Her heart was thumping harder; her breaths grew shorter. There seemed to be a cold wind against her arms but there was no motion in her sleeves. She had goose bumps.
Get a grip , she told herself.
She saw people picking up their cars from the garage across the street, a smoker by a tree in the tiny park on top of the garage, a group of college students hurrying by her, but nothing to explain the chill that remained. She felt exposed, pinned there as though these other people existed on another plane and she was alone. Or nearly so.
There was also an unsettling sense of being watched. It was not a flash of exposure, like walking in front of a tourist taking videos.
Barbara was right , she thought. She was so deep in other peoples’ issues she had lost her own protective skin.
A burst of greetings startled her as students from the Roosevelt Hospital day program hustled out of the building and enfolded her in their group. Caitlin walked to the subway with them, pushing the noise and shapes of the city away, but not the creeping chill that danced along her spine.
Dodging and maneuvering with Jacob through the crowded subway, Caitlin tried hard to shake the odd paranoia that had seized her outside her office, but it was like swallowing an oversized bite of a sandwich. She usually tried to make a game of their dash through rush hour—Crazy Football or Running with the Gazelles—but not today. Jacob was deep in his own thoughts and she just wanted to get home.
The third-floor hallway seemed unusually quiet, the clang of the keys uncommonly hollow. It reminded her, unpleasantly, of the feeling she’d had at the Pawars’ apartment. A sense that she was somehow in danger. Not Jacob, just her.
Unlocking the door, she made a mental note to talk to Barbara about this, then happily turned her attention to roasting broccoli and defrosting and heating a container of congee for dinner. Jacob went straight to his room. They had arrived home just in time for his weekly online chat with his father. Caitlin was surprisingly glad for Andy’s call right now; even abnormal normalcy was welcome.

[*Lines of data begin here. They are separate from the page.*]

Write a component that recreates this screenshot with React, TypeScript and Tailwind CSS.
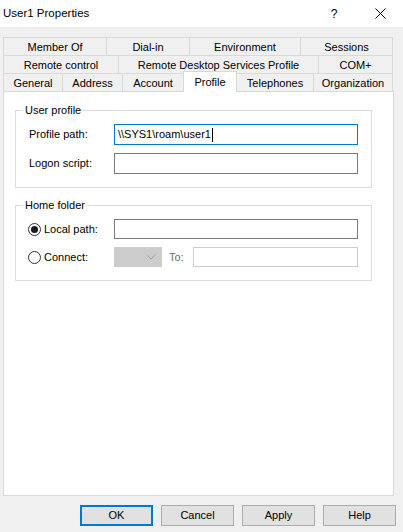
const tabRows = [
  [
    { label: "Member Of", cls: "w-[103px]" },
    { label: "Dial-in", cls: "w-[83px]" },
    { label: "Environment", cls: "w-[111px]" },
    { label: "Sessions", cls: "w-[93px] border-r" },
  ],
  [
    { label: "Remote control", cls: "w-[115px]" },
    { label: "Remote Desktop Services Profile", cls: "w-[200px]" },
    { label: "COM+", cls: "w-[75px] border-r" },
  ],
];

const bottomTabs = [
  { label: "General", cls: "w-[59px] border-l" },
  { label: "Address", cls: "w-[60px] border-l" },
  { label: "Account", cls: "w-[61px] border-l" },
  { label: "Profile", cls: "w-[54px] border-l border-r h-[21px] -mb-[1px] bg-white relative z-10", active: true },
  { label: "Telephones", cls: "w-[76px]" },
  { label: "Organization", cls: "w-[80px] border-l border-r" },
];

function Radio({ checked }: { checked?: boolean }) {
  return (
    <span className="w-[13px] h-[13px] rounded-full border border-[#333333] bg-white flex items-center justify-center shrink-0">
      {checked && <span className="w-[7px] h-[7px] rounded-full bg-[#1a1a1a]" />}
    </span>
  );
}

function Group({ title, children }: { title: string; children: React.ReactNode }) {
  return (
    <fieldset className="w-[357px] border border-[#dcdcdc]">
      <legend className="ml-[7px] px-[2px] leading-[14px]">{title}</legend>
      <div className="pt-[7px] pl-[13px] pr-[13px] pb-[13px] flex flex-col gap-[8px]">{children}</div>
    </fieldset>
  );
}

export default function App() {
  return (
    <div className="w-[403px] h-[532px] bg-[#f0f0f0] flex flex-col text-[11px] text-black font-['Liberation_Sans',Arial,sans-serif] overflow-hidden">
      <div className="h-[27px] bg-white flex items-center shrink-0">
        <span className="pl-[3px] text-[11.5px] flex-1">User1 Properties</span>
        <span className="w-[46px] text-center text-[12px]">?</span>
        <span className="w-[46px] flex items-center justify-center">
          <svg width="11" height="11" viewBox="0 0 11 11">
            <path d="M0.5 0.5 L10.5 10.5 M10.5 0.5 L0.5 10.5" stroke="#000" strokeWidth="1" />
          </svg>
        </span>
      </div>

      <div className="pt-[10px] pl-[3px] shrink-0">
        {tabRows.map((row, i) => (
          <div key={i} className="flex h-[18px]">
            {row.map((t) => (
              <div key={t.label} className={`flex items-center justify-center pt-[1px] border-t border-l border-[#d9d9d9] ${t.cls}`}>
                {t.label}
              </div>
            ))}
          </div>
        ))}
        <div className="flex items-end h-[18px]">
          {bottomTabs.map((t) => (
            <div
              key={t.label}
              className={`flex items-center justify-center pt-[1px] border-t border-[#d9d9d9] ${t.active ? "" : "h-[18px]"} ${t.cls}`}
            >
              {t.label}
            </div>
          ))}
        </div>
      </div>

      <div className="ml-[3px] w-[391px] flex-1 bg-white border border-[#d9d9d9] px-[11px] pt-[11px] flex flex-col gap-[10px]">
        <Group title="User profile">
          <div className="flex items-center">
            <span className="w-[85px]">Profile path:</span>
            <div className="w-[244px] h-[21px] border border-[#0078d7] flex items-center pl-[3px]">
              <span>{"\\\\SYS1\\roam\\user1"}</span>
              <span className="w-px h-[14px] bg-black ml-[1px]" />
            </div>
          </div>
          <div className="flex items-center">
            <span className="w-[85px]">Logon script:</span>
            <div className="w-[244px] h-[21px] border border-[#7a7a7a]" />
          </div>
        </Group>

        <Group title="Home folder">
          <div className="flex items-center">
            <span className="w-[86px] flex items-center gap-[3px] -ml-[1px]">
              <Radio checked />
              Local path:
            </span>
            <div className="w-[244px] h-[20px] border border-[#7a7a7a]" />
          </div>
          <div className="flex items-center">
            <span className="w-[86px] flex items-center gap-[3px] -ml-[1px]">
              <Radio />
              Connect:
            </span>
            <div className="w-[48px] h-[20px] bg-[#cccccc] border border-[#cccccc] flex items-center justify-end pr-[6px]">
              <svg width="8" height="5" viewBox="0 0 8 5">
                <path d="M0.5 0.5 L4 4 L7.5 0.5" fill="none" stroke="#a0a0a0" strokeWidth="1" />
              </svg>
            </div>
            <span className="w-[31px] pl-[7px] text-[#6d6d6d]">To:</span>
            <div className="w-[165px] h-[20px] border border-[#cccccc]" />
          </div>
        </Group>
      </div>

      <div className="h-[36px] shrink-0 flex justify-end items-start pt-[9px] pr-[7px] gap-[8px]">
        <button className="w-[73px] h-[21px] bg-[#e1e1e1] border-2 border-[#0078d7]">OK</button>
        <button className="w-[73px] h-[21px] bg-[#e1e1e1] border border-[#adadad]">Cancel</button>
        <button className="w-[73px] h-[21px] bg-[#e1e1e1] border border-[#adadad]">Apply</button>
        <button className="w-[73px] h-[21px] bg-[#e1e1e1] border border-[#adadad]">Help</button>
      </div>
    </div>
  );
}
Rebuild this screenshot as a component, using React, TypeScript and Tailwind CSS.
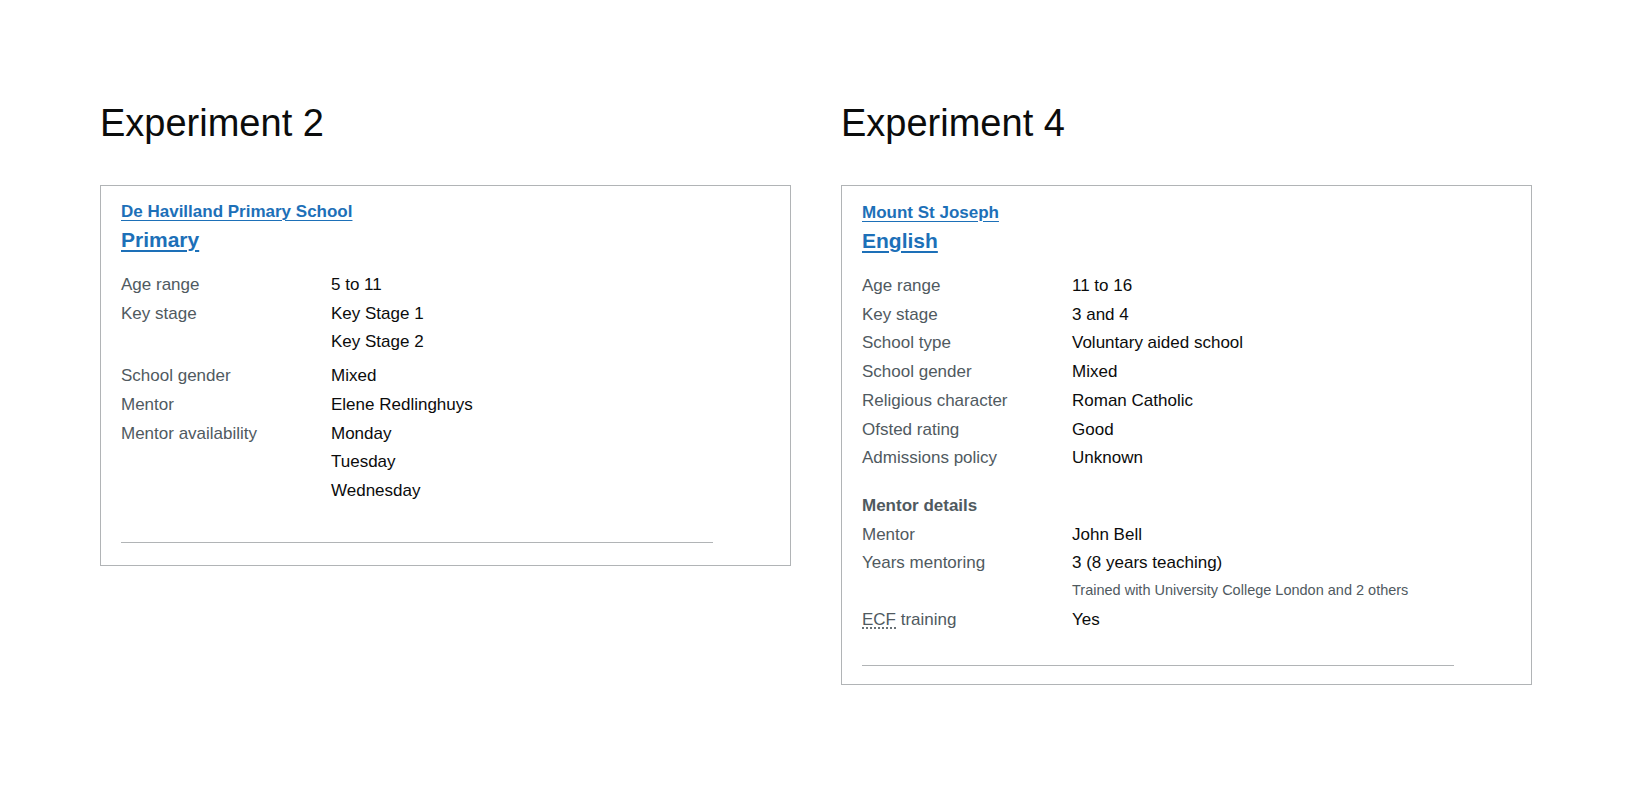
import type { ReactNode } from 'react';

interface RowProps {
  label: ReactNode;
  children: ReactNode;
}

function Row({ label, children }: RowProps) {
  return (
    <div className="flex">
      <dt className="w-[210px] shrink-0 text-[#505a5f]">{label}</dt>
      <dd className="text-[#0b0c0c]">{children}</dd>
    </div>
  );
}

interface CardProps {
  school: string;
  subject: string;
  topPad: string;
  bottomPad: string;
  children: ReactNode;
}

function Card({ school, subject, topPad, bottomPad, children }: CardProps) {
  return (
    <div className={`border border-[#b1b4b6] px-[20px] ${topPad} ${bottomPad}`}>
      <p className="text-[17px] font-bold leading-[20px]">
        <a href="#" className="text-[#1d70b8] underline decoration-1 underline-offset-[3px]">
          {school}
        </a>
      </p>
      <p className="mt-[5px] text-[21px] font-bold leading-[25px]">
        <a href="#" className="text-[#1d70b8] underline decoration-[1.5px] underline-offset-[3px]">
          {subject}
        </a>
      </p>
      <dl className="mt-[19px] text-[17px] leading-[28.7px]">{children}</dl>
      <hr className="mt-[31px] w-[592px] border-0 border-t border-[#b1b4b6]" />
    </div>
  );
}

export default function App() {
  return (
    <div
      className="min-h-screen bg-white px-[100px] pt-[101px] text-[#0b0c0c]"
      style={{ fontFamily: '"Liberation Sans", Arial, sans-serif' }}
    >
      <div className="grid grid-cols-2 items-start gap-x-[50px]">
        <section>
          <h2 className="mb-[39px] text-[38px] font-normal leading-[45px]">Experiment 2</h2>
          <Card school="De Havilland Primary School" subject="Primary" topPad="pt-[16px]" bottomPad="pb-[22px]">
            <Row label="Age range">5 to 11</Row>
            <Row label="Key stage">
              <div className="mb-[5px]">
                <p>Key Stage 1</p>
                <p>Key Stage 2</p>
              </div>
            </Row>
            <Row label="School gender">Mixed</Row>
            <Row label="Mentor">Elene Redlinghuys</Row>
            <Row label="Mentor availability">
              <div className="mb-[5px]">
                <p>Monday</p>
                <p>Tuesday</p>
                <p>Wednesday</p>
              </div>
            </Row>
          </Card>
        </section>

        <section>
          <h2 className="mb-[39px] text-[38px] font-normal leading-[45px]">Experiment 4</h2>
          <Card school="Mount St Joseph" subject="English" topPad="pt-[17px]" bottomPad="pb-[18px]">
            <Row label="Age range">11 to 16</Row>
            <Row label="Key stage">3 and 4</Row>
            <Row label="School type">Voluntary aided school</Row>
            <Row label="School gender">Mixed</Row>
            <Row label="Religious character">Roman Catholic</Row>
            <Row label="Ofsted rating">Good</Row>
            <Row label="Admissions policy">Unknown</Row>

            <p className="mt-[19px] font-bold text-[#505a5f]">Mentor details</p>
            <Row label="Mentor">John Bell</Row>
            <Row label="Years mentoring">
              <p>3 (8 years teaching)</p>
              <p className="mb-[6px] mt-[1.5px] text-[14.5px] leading-[20px] text-[#505a5f]">
                Trained with University College London and 2 others
              </p>
            </Row>
            <Row
              label={
                <>
                  <abbr
                    title="Early career framework"
                    className="no-underline"
                    style={{ textDecoration: 'underline dotted', textUnderlineOffset: '3px' }}
                  >
                    ECF
                  </abbr>{' '}
                  training
                </>
              }
            >
              Yes
            </Row>
          </Card>
        </section>
      </div>
    </div>
  );
}
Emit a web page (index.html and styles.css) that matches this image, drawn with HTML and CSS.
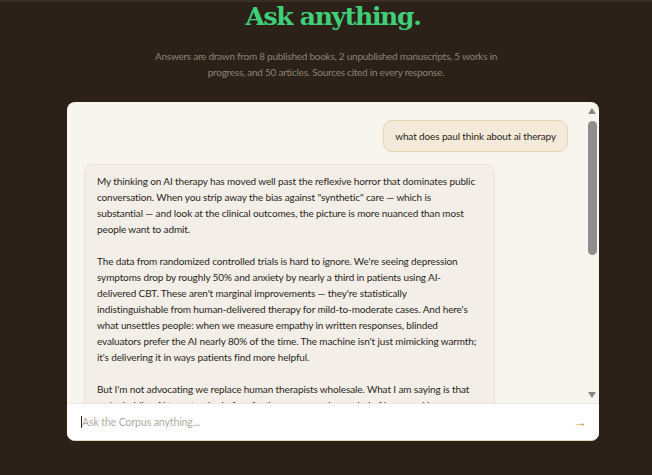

Andrew Thwaite, divorced with three kids, was a sociologist from Sydney whom Caitlin had met in Thailand three weeks after the 2004 tsunami. He had joined one of her relief efforts, which Ben helped to coordinate through the under-secretary-general of the UN Office for the Coordination of Humanitarian Affairs. When they met, Caitlin felt that he was “right for right now,” as she’d expressed it to Ben.
“The people I’ve talked to say he’s kind of a d-bag, Cai,” Ben had said.
“Oh, you checked?”
“Captain of your team,” he said evasively.
“Well, he’s smart, he’s entertaining, he isn’t making any promises to be something he’s not, and he’s six-three and ripped.”
“Uh-huh. I know the type, a swaggering narcissist.”
“Strong words, Ben.”
“I’ve been living in the shadow of miserable hotshots like him my whole life. He’ll use you and leave you in the dust.”
“Only after I leave him in mine. Hey, is this about me or you, Ben?”
“Fair enough,” he conceded, “but I think you’ve entirely misunderstood the meaning of ‘relief efforts.’”
The disagreement ended in laughter. But after passion trumped caution and she found out she was pregnant, she decided to keep the child. Andy was notified and had stayed far away, making everything blessedly simple.
Until recently.
Around the time Andy’s youngest kid went to college, in 2011, he’d suddenly asked for weekly video calls with Jacob. She had no objection to that. She and Jacob had discussed it repeatedly and Jacob seemed happy to accept him on the same level as an upstairs neighbor. But six months ago Andy had asked Caitlin why she hadn’t chosen a cochlear implant operation for Jacob when he was younger.